Download and parse trademark files from https://bulkdata.uspto.gov/data/trademark/dailyxml/applications/.
- Install Elixir
- Install PostgreSQL
- Configure local variables in
~/.bash_profile
, i.e.
export TM_DB_USER=$USER
export TM_DB_PASSWORD=''
export TM_DB_NAME='trademarks_dev'
export TM_DB_HOST='localhost'
export TM_DATABASE_URL="ecto://$DB_USER:$DB_PASSWORD@$DB_HOST/$DB_NAME"

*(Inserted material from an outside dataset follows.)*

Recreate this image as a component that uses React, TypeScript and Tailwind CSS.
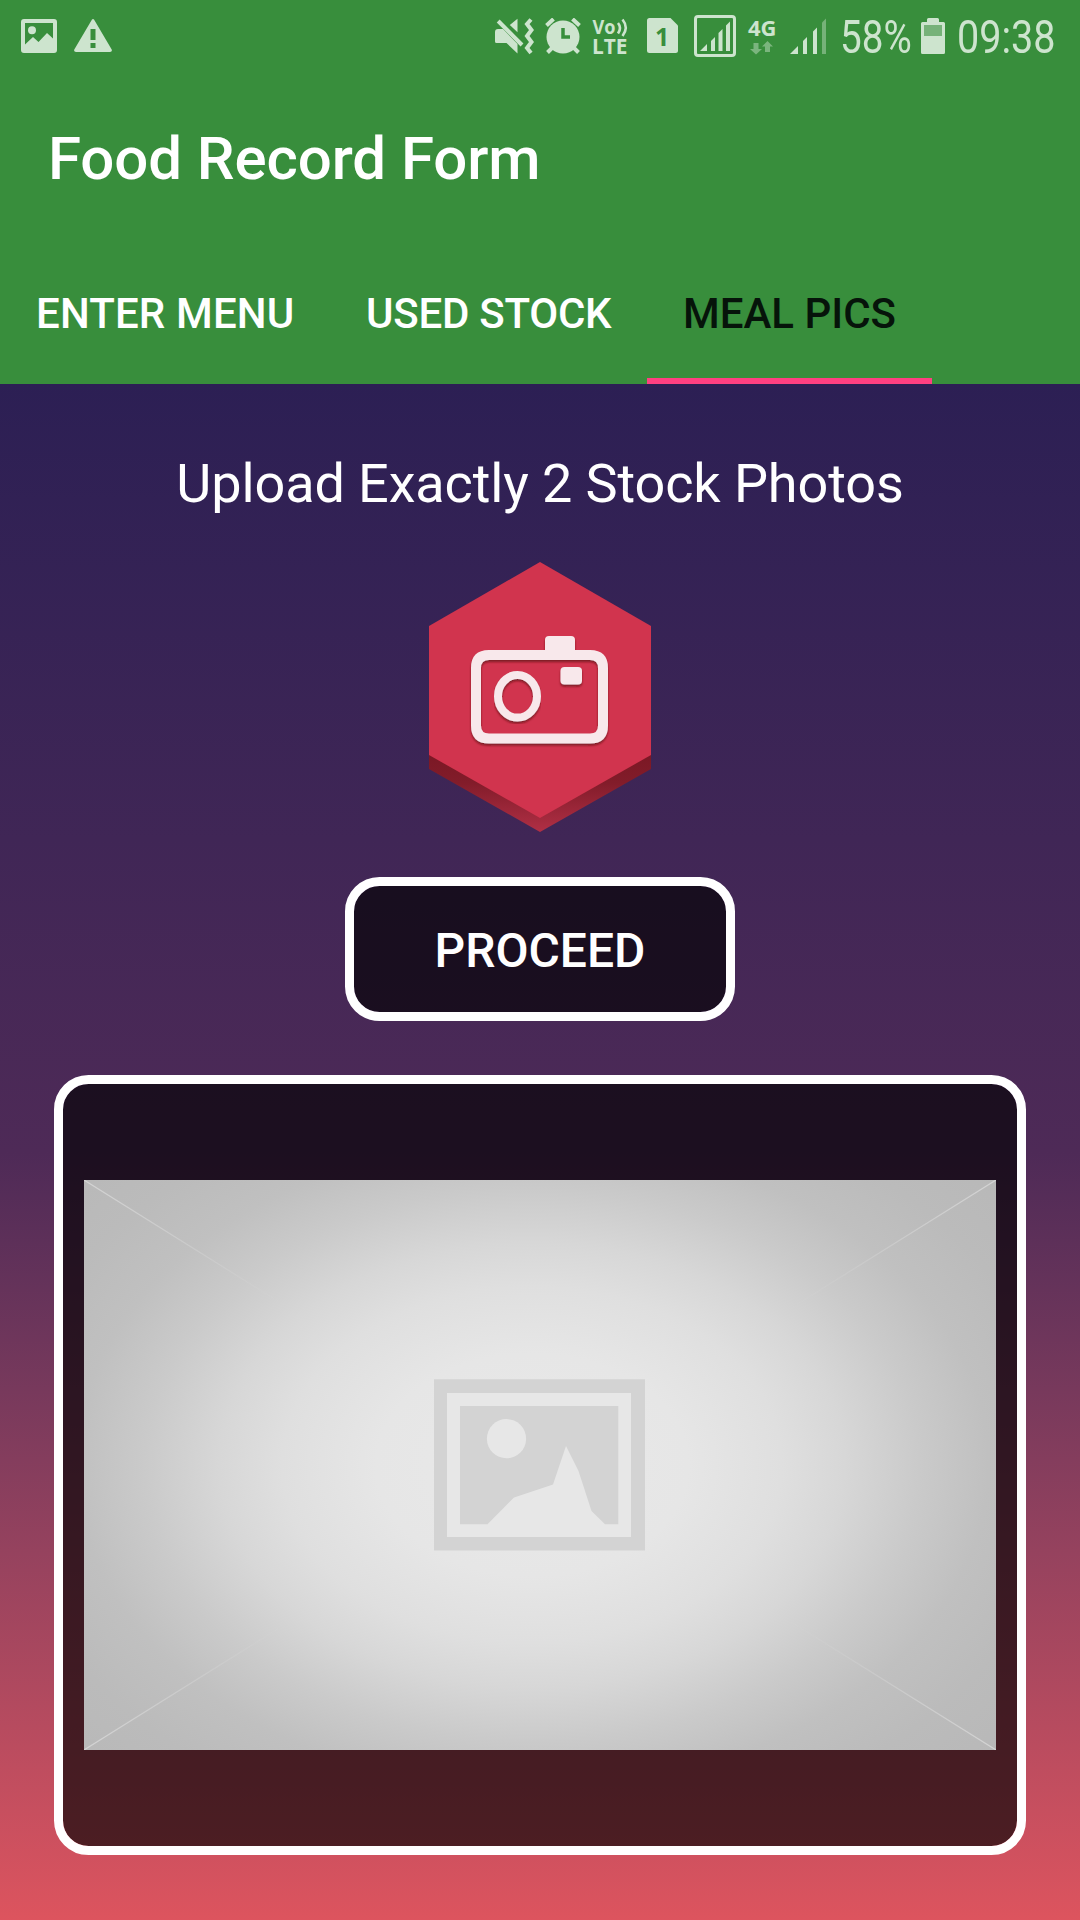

If you are behind a proxy, make sure to also set HTTPS_PROXY
variable, i.e.:
export HTTPS_PROXY="http://username:password@corporate.proxy.com:port_number/"
Check config/config.exs
for other configuration options, i.e. temp_dir
, temp_page
and temp_file
.
...then
git clone <this repo>
cd trademarks
mix deps.get
mix ecto.setup
# seed the db (optional)
mix run priv/repo/seeds.exs
# download the latest daily trademarks file;
# it would be saved as <temp_dir>/<temp_file>
mix trademarks.download
# parse the default file
mix trademarks.parse
# otherwise, specify file path for a zip file to be parsed
mix trademarks.parse <path/filename.zip>
docker-compose up web
# seed the db (optional)
docker-compose exec web mix run priv/repo/seeds.exs
# Download the last daily zip file with trademark case files
# from https://bulkdata.uspto.gov/data/trademark/dailyxml/applications/
Downloader.download
# You could also download any zip file from that page manually and
# then provide its local path as input to Parser.parse().
{:ok, stream} = Parser.parse("./tmp/trademarks.zip")
# A typical daily file contains 50,000 - 100,000 case files and
# may take up to 30 minutes to process.
Persistor.process(stream)
# Get counts
Repo.all(CaseFile) |> Enum.count
Repo.all(CaseFileOwner) |> Enum.count
Repo.all(Attorney) |> Enum.count
Repo.all(Trademark) |> Enum.count
owner = Repo.all(CaseFileOwner) |> Repo.preload(:case_files) |> Enum.at(0)
owner.case_files
Repo.all(Correspondent) |> Enum.count
# Run searches
Search.by_attorney("attorney's name")
Search.by_trademark("trademark name")
Search.by_owner("party name")
Search.by_correspondent("correspondent's name")
Search.linked_trademarks("trademark name")
# after the database has been populated/seeded
mix phx.server
Then point your API client to...
# List all records
http://localhost:4000/api/v1/v1/attorneys/
http://localhost:4000/api/v1/trademarks/
http://localhost:4000/api/v1/case_file_owners/
http://localhost:4000/api/v1/correspondents/
# List a particular record
http://localhost:4000/api/v1/attorneys/attorney_uuid
http://localhost:4000/api/v1/trademarks/trademark_uuid
http://localhost:4000/api/v1/case_file_owners/case_file_owner_uuid
http://localhost:4000/api/v1/correspondents/correspondent_uuid
http://localhost:4000/api/v1/case_files/case_file_uuid
# Search
http://localhost:4000/api/v1/attorneys?name=attorney_name
http://localhost:4000/api/v1/trademarks?name=trademark_name
http://localhost:4000/api/v1/case_file_owners?name=owner_name
http://localhost:4000/api/v1/correspondents?name=correspondent_name
NOTE: Your requests must be configured with content-type
set to application/vnd.api+json
in the header. Navigating to the above links from a web browser won't work. Read about JSON API
specification at http://jsonapi.org/format/.
All results are paginated and contain navigation links. Get results from a specific page by appending links with &page=number
. You could limit the number of results returned by appending &limit=number
to any link (though you would still get at least one page of results).